Anoniem 02-11-18 om 15:22

Ik zie dat veel organisaties bezuinigd hebben op de begeleiding van vrijwilligers door het op het bord van medewerkers te leggen die al geen tijd hebben. Ik zou er voor pleiten dat er in elke organisatie een volwaardige coördinator vrijwilligers is die tijd en aandacht heeft voor de vrijwilligers en medewerkers.

José Roelands 02-11-18 om 15:04

Goed dat er aandacht gevraagd wordt aan de onderlinge uitwisseling van ervaringen, casussen voorleggen, enz. En gelukkig zijn veel organisaties /vrijwilligerscoördinatoren hier goed mee bezig waarbij HET thema is: Grenzen stellen/bewaken.

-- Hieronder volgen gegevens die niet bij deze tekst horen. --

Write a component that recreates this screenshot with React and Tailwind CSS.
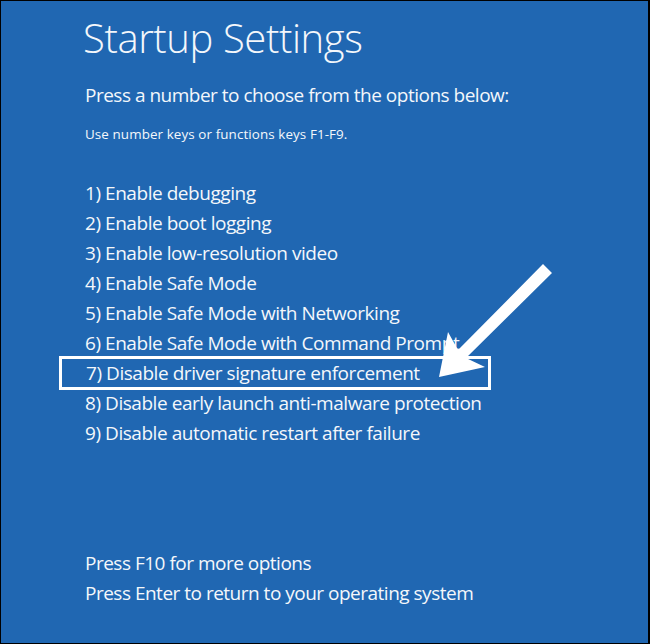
export default function App() {
  const items = [
    "1) Enable debugging",
    "2) Enable boot logging",
    "3) Enable low-resolution video",
    "4) Enable Safe Mode",
    "5) Enable Safe Mode with Networking",
    "6) Enable Safe Mode with Command Prompt",
    "7) Disable driver signature enforcement",
    "8) Disable early launch anti-malware protection",
    "9) Disable automatic restart after failure",
  ];
  return (
    <div
      className="relative w-[650px] h-[644px] bg-[#2067b2] border border-black border-r-2 text-[#f4f7fb] overflow-hidden"
      style={{ fontFamily: '"Open Sans", "Noto Sans", sans-serif' }}
    >
      <div className="flex flex-col pl-[84px]">
        <div className="mt-[13px] ml-[-2px] text-[40px] leading-[48px] font-light tracking-[-0.4px]">Startup Settings</div>
        <div className="mt-[18px] text-[19px] leading-[30px] tracking-[-0.5px]">Press a number to choose from the options below:</div>
        <div className="mt-[14px] text-[13.4px] leading-[20px] tracking-[0.1px]">Use number keys or functions keys F1-F9.</div>
        <div className="mt-[34px] flex flex-col text-[19px] tracking-[-0.45px]">
          {items.map((t, i) =>
            i === 6 ? (
              <div
                key={i}
                className="ml-[-26px] w-[432px] border-[3px] border-white pl-[24px] leading-[28px] -my-[2px]"
              >
                {t}
              </div>
            ) : (
              <div key={i} className="leading-[30px]">{t}</div>
            )
          )}
        </div>
        <div className="mt-[100px] flex flex-col text-[19px] tracking-[-0.5px]">
          <div className="leading-[30px]">Press F10 for more options</div>
          <div className="leading-[30px]">Press Enter to return to your operating system</div>
        </div>
      </div>
      <svg className="absolute left-[-1px] top-[-1px]" width="650" height="644" viewBox="0 0 650 644">
        <polygon
          points="439,377 448,332 458,350 543,264 552,273 466,358 485,367"
          fill="#ffffff"
        />
      </svg>
    </div>
  );
}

Petra van Loon 02-11-18 om 14:33

Versterken van de coordinatiefunctie is van groot belang. Om vrijwilligers goed te begeleiden en te ondersteunen. Daar waar vrijwilligers in stilte grenzen overschrijden, roepen wij op om een open gesprek met hen aan te gaan. Omgaan met morele dilemma's vraagt om een open gesprek- je zou hier ook kunnen spreken van een moreel beraad. Belangrijk dat coordinatoren die vrijwilligers begeleiden dit open gesprek binnen hun organisaties oppakken (voor zover ze dat al niet hebben gedaan) en organiseren!

Anoniem 02-11-18 om 10:41

Zo herkenbaar, vrijwilligers die hun verhaal niet kwijt kunnen en dan zelf de gaten gaan opvullen. Als organisatie kun je dit opvangen door een goed opgeleide coördinator vrijwilligers in te zetten die zowel de vrijwilligers kan begeleiden, coachen en de medewerkers hierin mee kan nemen. Je moet samen in gesprek blijven dan voorkom je veel problemen.